_WHAT YOU SHOULD DO_.
From the listing that follows, output everything exactly except the pictures.

───

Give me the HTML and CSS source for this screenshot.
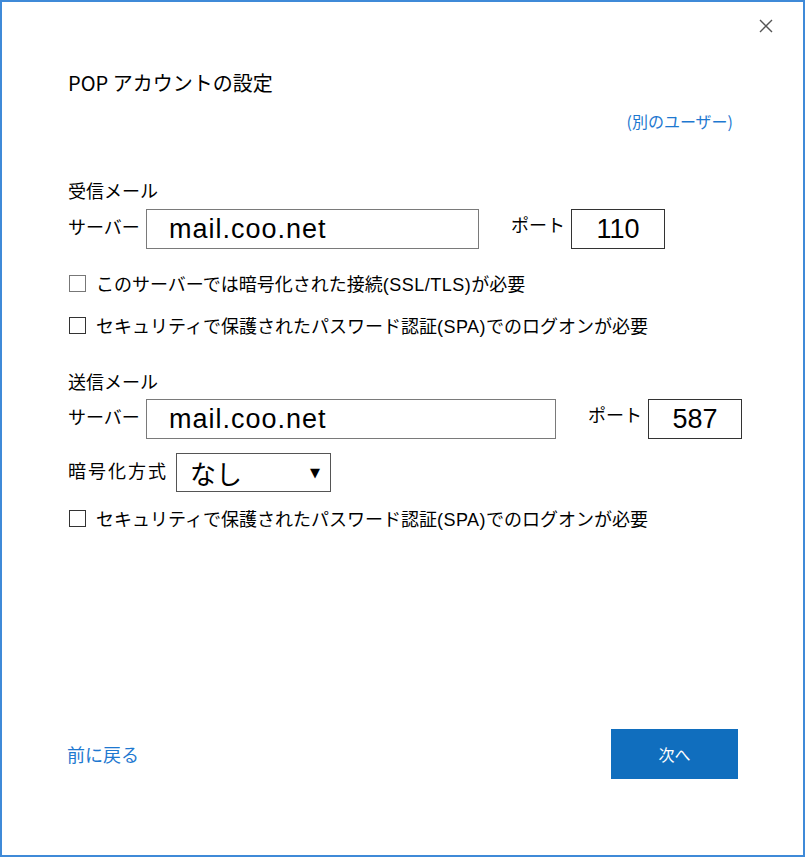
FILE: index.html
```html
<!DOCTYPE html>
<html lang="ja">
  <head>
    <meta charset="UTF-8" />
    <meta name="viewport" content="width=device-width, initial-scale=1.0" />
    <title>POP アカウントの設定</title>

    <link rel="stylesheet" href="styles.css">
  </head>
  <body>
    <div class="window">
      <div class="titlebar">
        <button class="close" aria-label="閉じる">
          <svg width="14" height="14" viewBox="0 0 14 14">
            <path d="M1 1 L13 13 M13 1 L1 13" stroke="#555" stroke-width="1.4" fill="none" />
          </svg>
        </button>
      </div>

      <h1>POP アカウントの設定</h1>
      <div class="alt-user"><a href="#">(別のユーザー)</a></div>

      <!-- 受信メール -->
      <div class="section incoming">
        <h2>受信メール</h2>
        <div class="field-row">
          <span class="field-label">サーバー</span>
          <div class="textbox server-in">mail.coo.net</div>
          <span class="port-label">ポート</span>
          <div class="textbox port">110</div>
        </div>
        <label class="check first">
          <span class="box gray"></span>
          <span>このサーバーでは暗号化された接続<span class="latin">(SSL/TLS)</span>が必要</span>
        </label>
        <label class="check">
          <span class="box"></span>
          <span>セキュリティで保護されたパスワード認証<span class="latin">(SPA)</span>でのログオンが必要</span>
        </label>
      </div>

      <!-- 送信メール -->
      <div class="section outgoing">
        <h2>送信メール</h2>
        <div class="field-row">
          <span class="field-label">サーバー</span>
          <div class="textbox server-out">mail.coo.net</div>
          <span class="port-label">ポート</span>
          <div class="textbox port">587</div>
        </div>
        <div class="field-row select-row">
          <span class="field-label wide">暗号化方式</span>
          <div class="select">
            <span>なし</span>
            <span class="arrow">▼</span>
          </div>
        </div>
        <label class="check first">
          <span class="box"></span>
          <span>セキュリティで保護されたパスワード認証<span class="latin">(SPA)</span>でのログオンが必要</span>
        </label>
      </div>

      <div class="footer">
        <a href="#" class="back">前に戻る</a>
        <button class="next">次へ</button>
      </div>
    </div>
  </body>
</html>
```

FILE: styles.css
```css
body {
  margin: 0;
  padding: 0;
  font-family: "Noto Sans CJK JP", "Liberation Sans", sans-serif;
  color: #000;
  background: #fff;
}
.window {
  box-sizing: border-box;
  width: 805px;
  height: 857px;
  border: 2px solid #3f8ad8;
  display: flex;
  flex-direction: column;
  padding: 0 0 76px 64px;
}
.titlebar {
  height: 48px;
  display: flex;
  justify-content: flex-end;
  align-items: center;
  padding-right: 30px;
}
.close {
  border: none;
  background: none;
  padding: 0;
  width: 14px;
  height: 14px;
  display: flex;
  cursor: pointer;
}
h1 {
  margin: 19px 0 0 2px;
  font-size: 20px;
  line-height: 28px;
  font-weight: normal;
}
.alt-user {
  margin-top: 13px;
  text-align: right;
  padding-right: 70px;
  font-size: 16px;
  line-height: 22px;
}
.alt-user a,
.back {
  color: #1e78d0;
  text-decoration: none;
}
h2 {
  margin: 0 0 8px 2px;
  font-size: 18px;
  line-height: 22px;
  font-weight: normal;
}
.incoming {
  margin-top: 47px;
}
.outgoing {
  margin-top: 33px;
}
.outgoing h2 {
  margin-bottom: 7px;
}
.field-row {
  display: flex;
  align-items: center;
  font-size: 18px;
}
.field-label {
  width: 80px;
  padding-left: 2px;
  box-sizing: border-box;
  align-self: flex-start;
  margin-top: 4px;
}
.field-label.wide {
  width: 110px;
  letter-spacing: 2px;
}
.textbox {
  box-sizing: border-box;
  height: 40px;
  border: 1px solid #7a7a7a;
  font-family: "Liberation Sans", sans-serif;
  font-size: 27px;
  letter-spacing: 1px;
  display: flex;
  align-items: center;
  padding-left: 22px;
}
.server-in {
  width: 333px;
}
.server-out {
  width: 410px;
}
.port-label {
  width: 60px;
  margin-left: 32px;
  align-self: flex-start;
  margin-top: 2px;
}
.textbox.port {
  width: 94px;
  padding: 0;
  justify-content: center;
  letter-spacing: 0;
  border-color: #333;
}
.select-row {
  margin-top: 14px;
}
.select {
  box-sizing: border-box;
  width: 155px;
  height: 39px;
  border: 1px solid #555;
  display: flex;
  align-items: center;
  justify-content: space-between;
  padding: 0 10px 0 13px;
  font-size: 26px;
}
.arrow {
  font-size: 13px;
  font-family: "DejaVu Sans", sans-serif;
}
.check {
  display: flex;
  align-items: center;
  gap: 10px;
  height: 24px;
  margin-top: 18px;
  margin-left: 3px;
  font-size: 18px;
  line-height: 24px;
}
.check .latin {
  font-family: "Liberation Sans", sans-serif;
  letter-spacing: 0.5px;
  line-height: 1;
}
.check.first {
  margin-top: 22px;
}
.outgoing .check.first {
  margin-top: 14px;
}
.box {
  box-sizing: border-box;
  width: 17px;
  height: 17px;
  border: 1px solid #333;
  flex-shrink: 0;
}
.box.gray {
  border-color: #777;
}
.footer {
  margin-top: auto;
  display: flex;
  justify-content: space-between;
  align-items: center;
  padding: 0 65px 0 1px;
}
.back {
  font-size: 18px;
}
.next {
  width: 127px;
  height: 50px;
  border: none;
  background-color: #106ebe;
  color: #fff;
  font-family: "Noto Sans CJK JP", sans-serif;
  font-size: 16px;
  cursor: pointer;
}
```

───

_WRITTEN ANSWER_.
Give me the HTML and CSS source for this screenshot.
FILE: index.html
```html
<!DOCTYPE html>
<html lang="ja">
  <head>
    <meta charset="UTF-8" />
    <meta name="viewport" content="width=device-width, initial-scale=1.0" />
    <title>POP アカウントの設定</title>

    <link rel="stylesheet" href="styles.css">
  </head>
  <body>
    <div class="window">
      <div class="titlebar">
        <button class="close" aria-label="閉じる">
          <svg width="14" height="14" viewBox="0 0 14 14">
            <path d="M1 1 L13 13 M13 1 L1 13" stroke="#555" stroke-width="1.4" fill="none" />
          </svg>
        </button>
      </div>

      <h1>POP アカウントの設定</h1>
      <div class="alt-user"><a href="#">(別のユーザー)</a></div>

      <!-- 受信メール -->
      <div class="section incoming">
        <h2>受信メール</h2>
        <div class="field-row">
          <span class="field-label">サーバー</span>
          <div class="textbox server-in">mail.coo.net</div>
          <span class="port-label">ポート</span>
          <div class="textbox port">110</div>
        </div>
        <label class="check first">
          <span class="box gray"></span>
          <span>このサーバーでは暗号化された接続<span class="latin">(SSL/TLS)</span>が必要</span>
        </label>
        <label class="check">
          <span class="box"></span>
          <span>セキュリティで保護されたパスワード認証<span class="latin">(SPA)</span>でのログオンが必要</span>
        </label>
      </div>

      <!-- 送信メール -->
      <div class="section outgoing">
        <h2>送信メール</h2>
        <div class="field-row">
          <span class="field-label">サーバー</span>
          <div class="textbox server-out">mail.coo.net</div>
          <span class="port-label">ポート</span>
          <div class="textbox port">587</div>
        </div>
        <div class="field-row select-row">
          <span class="field-label wide">暗号化方式</span>
          <div class="select">
            <span>なし</span>
            <span class="arrow">▼</span>
          </div>
        </div>
        <label class="check first">
          <span class="box"></span>
          <span>セキュリティで保護されたパスワード認証<span class="latin">(SPA)</span>でのログオンが必要</span>
        </label>
      </div>

      <div class="footer">
        <a href="#" class="back">前に戻る</a>
        <button class="next">次へ</button>
      </div>
    </div>
  </body>
</html>
```

FILE: styles.css
```css
body {
  margin: 0;
  padding: 0;
  font-family: "Noto Sans CJK JP", "Liberation Sans", sans-serif;
  color: #000;
  background: #fff;
}
.window {
  box-sizing: border-box;
  width: 805px;
  height: 857px;
  border: 2px solid #3f8ad8;
  display: flex;
  flex-direction: column;
  padding: 0 0 76px 64px;
}
.titlebar {
  height: 48px;
  display: flex;
  justify-content: flex-end;
  align-items: center;
  padding-right: 30px;
}
.close {
  border: none;
  background: none;
  padding: 0;
  width: 14px;
  height: 14px;
  display: flex;
  cursor: pointer;
}
h1 {
  margin: 19px 0 0 2px;
  font-size: 20px;
  line-height: 28px;
  font-weight: normal;
}
.alt-user {
  margin-top: 13px;
  text-align: right;
  padding-right: 70px;
  font-size: 16px;
  line-height: 22px;
}
.alt-user a,
.back {
  color: #1e78d0;
  text-decoration: none;
}
h2 {
  margin: 0 0 8px 2px;
  font-size: 18px;
  line-height: 22px;
  font-weight: normal;
}
.incoming {
  margin-top: 47px;
}
.outgoing {
  margin-top: 33px;
}
.outgoing h2 {
  margin-bottom: 7px;
}
.field-row {
  display: flex;
  align-items: center;
  font-size: 18px;
}
.field-label {
  width: 80px;
  padding-left: 2px;
  box-sizing: border-box;
  align-self: flex-start;
  margin-top: 4px;
}
.field-label.wide {
  width: 110px;
  letter-spacing: 2px;
}
.textbox {
  box-sizing: border-box;
  height: 40px;
  border: 1px solid #7a7a7a;
  font-family: "Liberation Sans", sans-serif;
  font-size: 27px;
  letter-spacing: 1px;
  display: flex;
  align-items: center;
  padding-left: 22px;
}
.server-in {
  width: 333px;
}
.server-out {
  width: 410px;
}
.port-label {
  width: 60px;
  margin-left: 32px;
  align-self: flex-start;
  margin-top: 2px;
}
.textbox.port {
  width: 94px;
  padding: 0;
  justify-content: center;
  letter-spacing: 0;
  border-color: #333;
}
.select-row {
  margin-top: 14px;
}
.select {
  box-sizing: border-box;
  width: 155px;
  height: 39px;
  border: 1px solid #555;
  display: flex;
  align-items: center;
  justify-content: space-between;
  padding: 0 10px 0 13px;
  font-size: 26px;
}
.arrow {
  font-size: 13px;
  font-family: "DejaVu Sans", sans-serif;
}
.check {
  display: flex;
  align-items: center;
  gap: 10px;
  height: 24px;
  margin-top: 18px;
  margin-left: 3px;
  font-size: 18px;
  line-height: 24px;
}
.check .latin {
  font-family: "Liberation Sans", sans-serif;
  letter-spacing: 0.5px;
  line-height: 1;
}
.check.first {
  margin-top: 22px;
}
.outgoing .check.first {
  margin-top: 14px;
}
.box {
  box-sizing: border-box;
  width: 17px;
  height: 17px;
  border: 1px solid #333;
  flex-shrink: 0;
}
.box.gray {
  border-color: #777;
}
.footer {
  margin-top: auto;
  display: flex;
  justify-content: space-between;
  align-items: center;
  padding: 0 65px 0 1px;
}
.back {
  font-size: 18px;
}
.next {
  width: 127px;
  height: 50px;
  border: none;
  background-color: #106ebe;
  color: #fff;
  font-family: "Noto Sans CJK JP", sans-serif;
  font-size: 16px;
  cursor: pointer;
}
```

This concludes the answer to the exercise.